酒の神が鎮まる地・三輪の老舗蔵

三輪の地

蔵のある三輪の地は、古くから「酒の神が鎮まる地」と言われ、酒造りの歴史を語るに欠かせない大神(おおみわ)神社があります。同神社は日本最古の神社で、三輪山そのものをご神体として祀っています。

三輪山は、古来から「三諸山(みむろやま)」と呼ばれ、「みむろ」=「実醪」=お酒のもと=お酒の神様として大切にされてきたそうです。

大神神社

毎年11月中旬には、同神社に全国の蔵元や杜氏が集まり、祈願祭が開かれています。また、酒蔵に吊るされる杉玉も三輪が発祥で、大神神社から全国の蔵に届けられています。

みむろ杉のボトル上部のラベル

そんな清酒の聖地と言っても良い三輪の地にある今西酒造も歴史が古く、何と万治3年(1660年)の創業です。創業以来の銘柄は「三諸杉(みむろすぎ)」と「鬼ごのみ」。

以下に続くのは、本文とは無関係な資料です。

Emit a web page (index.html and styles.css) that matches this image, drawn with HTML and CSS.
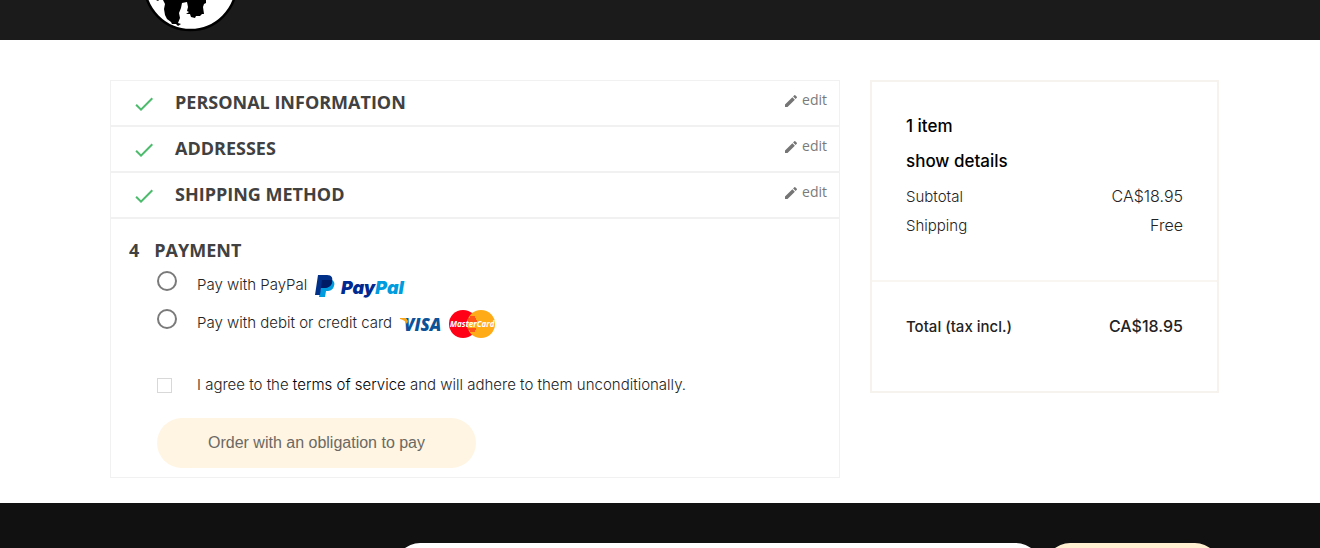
FILE: index.html
```html
<!DOCTYPE html>
<html lang="en">
<head>
  <meta charset="UTF-8" />
  <meta name="viewport" content="width=device-width, initial-scale=1.0"/>
  <title>Checkout</title>
  <link rel="stylesheet" href="styles.css">
</head>
<body>
  <!-- shared icons -->
  <svg class="sprite" aria-hidden="true">
    <symbol id="icon-check" viewBox="0 0 24 24">
      <path d="M9 16.17L4.83 12l-1.42 1.41L9 19 21 7l-1.41-1.41z"/>
    </symbol>
    <symbol id="icon-edit" viewBox="0 0 24 24">
      <path d="M3 17.25V21h3.75L17.81 9.94l-3.75-3.75L3 17.25zM20.71 7.04a1 1 0 0 0 0-1.41l-2.34-2.34a1 1 0 0 0-1.41 0l-1.83 1.83 3.75 3.75 1.83-1.83z"/>
    </symbol>
  </svg>

  <header class="header">
    <a class="logo" href="#" aria-label="Home">
      <svg width="98" height="34" viewBox="0 0 98 34">
        <circle cx="48.5" cy="-16" r="46" fill="#fff" stroke="#000" stroke-width="2.5"/>
        <path d="M21 0L23 4 22 9 23 15 25 19 29 22 30 24 34 24 36 26 39 24 36 23 38 18 37 13 39 8 40 3 45 2 46 7 45 11 47 12 44 14 48 14 49 17 53 18 54 16 58 16 60 14 62 14 61 7 62 4 64 3 64 0z"/>
        <path d="M14 0h3l-1 1z"/>
      </svg>
    </a>
  </header>

  <main class="checkout">
    <div class="steps">
      <section class="step">
        <svg class="check"><use href="#icon-check"/></svg>
        <h1>PERSONAL INFORMATION</h1>
        <a class="edit" href="#"><svg><use href="#icon-edit"/></svg>edit</a>
      </section>
      <section class="step">
        <svg class="check"><use href="#icon-check"/></svg>
        <h1>ADDRESSES</h1>
        <a class="edit" href="#"><svg><use href="#icon-edit"/></svg>edit</a>
      </section>
      <section class="step">
        <svg class="check"><use href="#icon-check"/></svg>
        <h1>SHIPPING METHOD</h1>
        <a class="edit" href="#"><svg><use href="#icon-edit"/></svg>edit</a>
      </section>

      <section class="payment">
        <h1><span class="number">4</span>PAYMENT</h1>
        <form class="options">
          <div class="option">
            <input type="radio" name="payment" id="pay-paypal">
            <label for="pay-paypal">Pay with PayPal
              <svg width="96" height="26" viewBox="0 0 96 26">
                <path fill="#009cde" d="M7 8h10c2 1 3 3 2 6-1 4-4 5-7 5h-1l-1 6H4z"/>
                <path fill="#003087" d="M3 3h9c5 0 6 3 5 7s-4 6-8 6H6l-1 7H0z"/>
                <path fill="#001c64" d="M7 8h10c1 4-2 8-8 8H6z"/>
                <text class="paypal-text" x="26" y="22"><tspan fill="#002991">Pay</tspan><tspan fill="#009cde">Pal</tspan></text>
              </svg>
            </label>
          </div>
          <div class="option">
            <input type="radio" name="payment" id="pay-card">
            <label for="pay-card">Pay with debit or credit card
              <svg width="97" height="30" viewBox="0 0 97 30">
                <text class="visa-text" x="4" y="23">VISA</text>
                <path fill="#f9a51a" d="M0 10h6l2 3-1 3Q5 12 0 11z"/>
                <circle cx="63" cy="16" r="14" fill="#ff0016"/>
                <circle cx="81" cy="16" r="14" fill="#ffab17"/>
                <path stroke="#ff0016" d="M70 9h5M68 11h8M68 13h9M68 21h8M70 23h5"/>
                <text class="mastercard-text" x="50" y="19">MasterCard</text>
              </svg>
            </label>
          </div>
          <div class="option terms">
            <input type="checkbox" id="terms">
            <label for="terms">I agree to the <a href="#">terms of service</a> and will adhere to them unconditionally.</label>
          </div>
          <button class="order" type="submit" disabled>Order with an obligation to pay</button>
        </form>
      </section>
    </div>

    <aside class="summary">
      <div class="summary-items">
        <p class="strong">1 item</p>
        <p><a class="strong" href="#">show details</a></p>
        <div class="line"><span>Subtotal</span><span class="value">CA$18.95</span></div>
        <div class="line"><span>Shipping</span><span class="value">Free</span></div>
      </div>
      <div class="summary-total">
        <div class="line total"><span>Total (tax incl.)</span><span class="value">CA$18.95</span></div>
      </div>
    </aside>
  </main>

  <footer class="footer">
    <form class="newsletter">
      <input type="email" aria-label="Email address">
      <button type="submit" aria-label="Subscribe"></button>
    </form>
  </footer>
</body>
</html>
```
FILE: styles.css
```css
* {
  box-sizing: border-box;
}

body {
  margin: 0;
  height: 100vh;
  display: flex;
  flex-direction: column;
  overflow: hidden;
  background: #fff;
  color: #232323;
  font-family: Inter, 'Liberation Sans', sans-serif;
  font-size: 15px;
  font-weight: 300;
}

h1,
p {
  margin: 0;
}

a {
  color: inherit;
  text-decoration: none;
}

svg {
  display: block;
}

.sprite {
  display: none;
}

.header {
  flex: none;
  height: 40px;
  padding-left: 142px;
  background: #1b1b1b;
}

.logo {
  display: inline-block;
}

.checkout {
  display: grid;
  grid-template-columns: 730fr 349fr;
  gap: 30px;
  align-items: start;
  padding: 40px 101px 25px 110px;
}

/* steps */
.step {
  display: flex;
  align-items: flex-start;
  height: 46px;
  padding: 9px 12px 0 21px;
  border: 1px solid #f1f1f1;
}

.steps h1 {
  color: #414141;
  font-family: 'Open Sans', sans-serif;
  font-size: 18px;
  font-weight: 700;
  line-height: 24px;
}

.check {
  width: 24px;
  height: 24px;
  margin: 2px 19px 0 0;
  fill: #4cbb6c;
}

.edit {
  display: flex;
  align-items: flex-start;
  gap: 3px;
  margin-left: auto;
  color: #7a7a7a;
  font-family: 'Open Sans', sans-serif;
  font-size: 14px;
  font-weight: 400;
  line-height: 20px;
}

.edit svg {
  width: 16px;
  height: 16px;
  margin-top: 3px;
  fill: #757575;
}

.payment {
  padding: 19px 18px 9px;
  border: 1px solid #f1f1f1;
}

.number {
  margin-right: 15px;
}

.options {
  padding-left: 28px;
}

.option {
  display: flex;
  align-items: flex-start;
  gap: 20px;
  height: 38px;
}

.option input {
  flex: none;
  appearance: none;
  width: 20px;
  height: 20px;
  margin: 9px 0 0;
  border: 2px solid #7a7a7a;
  border-radius: 50%;
  background: #fff;
}

.option label {
  display: flex;
  align-items: center;
  gap: 8px;
  padding-top: 8px;
  line-height: 30px;
  white-space: nowrap;
}

.option.terms {
  gap: 25px;
  height: 53px;
  margin-top: 27px;
}

.terms label {
  display: block;
  padding-top: 10px;
  line-height: 20px;
}

.terms a {
  color: #000;
}

.terms input {
  width: 15px;
  height: 15px;
  margin-top: 13px;
  border: 1px solid #d8d8d8;
  border-radius: 0;
}

.order {
  display: block;
  height: 50px;
  padding: 0 51px;
  border: 0;
  border-radius: 25px;
  background: #fff5e2;
  color: #6b6964;
  font-family: 'Liberation Sans', Arial, sans-serif;
  font-size: 16px;
}

.paypal-text {
  font-family: Inter, sans-serif;
  font-size: 18px;
  font-style: italic;
  font-weight: 900;
}

.visa-text {
  fill: #0b5299;
  font-family: 'Open Sans', sans-serif;
  font-size: 17px;
  font-style: italic;
  font-weight: 800;
}

.mastercard-text {
  fill: #fff;
  font-family: 'Open Sans', sans-serif;
  font-size: 8px;
  font-style: italic;
  font-weight: 700;
}

/* order summary */
.summary {
  border: 2px solid #f6f2ee;
}

.summary-items {
  height: 200px;
  padding: 27px 34px;
  border-bottom: 2px solid #f9f6f1;
}

.strong {
  color: #000;
  font-size: 17px;
  font-weight: 500;
  line-height: 35px;
}

.line {
  display: flex;
  align-items: center;
  justify-content: space-between;
  line-height: 29px;
}

p + .line {
  margin-top: 3px;
}

.value {
  font-size: 16px;
}

.summary-total {
  height: 109px;
  padding: 30px 34px;
}

.total {
  font-weight: 500;
}

/* footer */
.footer {
  flex: 1;
  min-height: 0;
  overflow: hidden;
  padding: 40px 100px 0 395px;
  background: #111;
}

.newsletter {
  display: grid;
  grid-template-columns: 646fr 175fr;
  gap: 4px;
}

.newsletter input,
.newsletter button {
  height: 50px;
  border: 0;
  border-radius: 25px;
  background: #fff;
}

.newsletter button {
  background: #fff0d2;
}
```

ご神体の三輪山が「三諸山」とも呼ばれ、同山には杉に神が宿ると言われることから命名されています。

大神神社の鳥居

同蔵にもさまざま逸話があります。文楽「妹背山婦女庭訓」(歌舞伎・浄瑠璃)の舞台となったり、寛保2年(1742年)に五代目当主・今西新右衛門が国宝十一面観音に天蓋を寄贈したり。また、幕末時代には尊攘派の天誅組を蔵元の別荘に匿い、明治28年に奈良県から感謝状を贈られています。

伝統ある蔵で若き蔵人たちが銘酒造りに励む

みむろ杉ラベル

350年以上の歴史が詰まった蔵ですが、現在は若き14代目当主・今西将之さん、そして全員20代の蔵人が酒造りに勤しんでいます。現当主は平成23酒造年度(23BY)から蔵に戻り、同時に蔵人も若返りも進めました。翌24BYから、すべて吟醸や大吟醸クラスの徹底した小仕込みで醸した特約店限定流通のブランド「みむろ杉 ろまんシリーズ」をスタート。旨口・甘口の印象が強い奈良のお酒の中で、同シリーズは綺麗な香りとフレッシュな米の旨みが広がるスマートな味わいです。

奈良唯一の酒米「露葉風」の芳醇辛口酒

みむろ杉の裏ラベル

今回紹介する辛口純米酒は、奈良県で唯一の酒造好適米「露葉風(つゆばかぜ)」を使用、60%まで精米しています。露葉風は奈良県のみで栽培されている酒米で栽培の困難さから一時、生産が途絶えていましたが近年、生産者の努力で復活しました。奈良県内でも、使用する酒蔵が増えてきています。味わいは切れの良い淡麗傾向のようですが、蔵によって個性の違いが大きく出るようです。

こちらの辛口純米は、上立ち香は本当に穏やかで乳酸系の香味。口当たりは非常にシャープでドライ。しかし、しっかりした酸味とジューシー感もあります。キリッと引き締まった中に、米の旨みも感じられる心地よい味わいです。切れ味はズバッと切れていく、まさに芳醇辛口酒。お燗にすると米の旨みと膨らみが増し、さばけも良くなります。お刺身などの和食から肉料理まで合いますし、脂っこい料理でも、上質な酸と切れの良さがきれいに洗い流してくれる印象です。肩ひじ張らずに呑む晩酌酒としてオススメできます。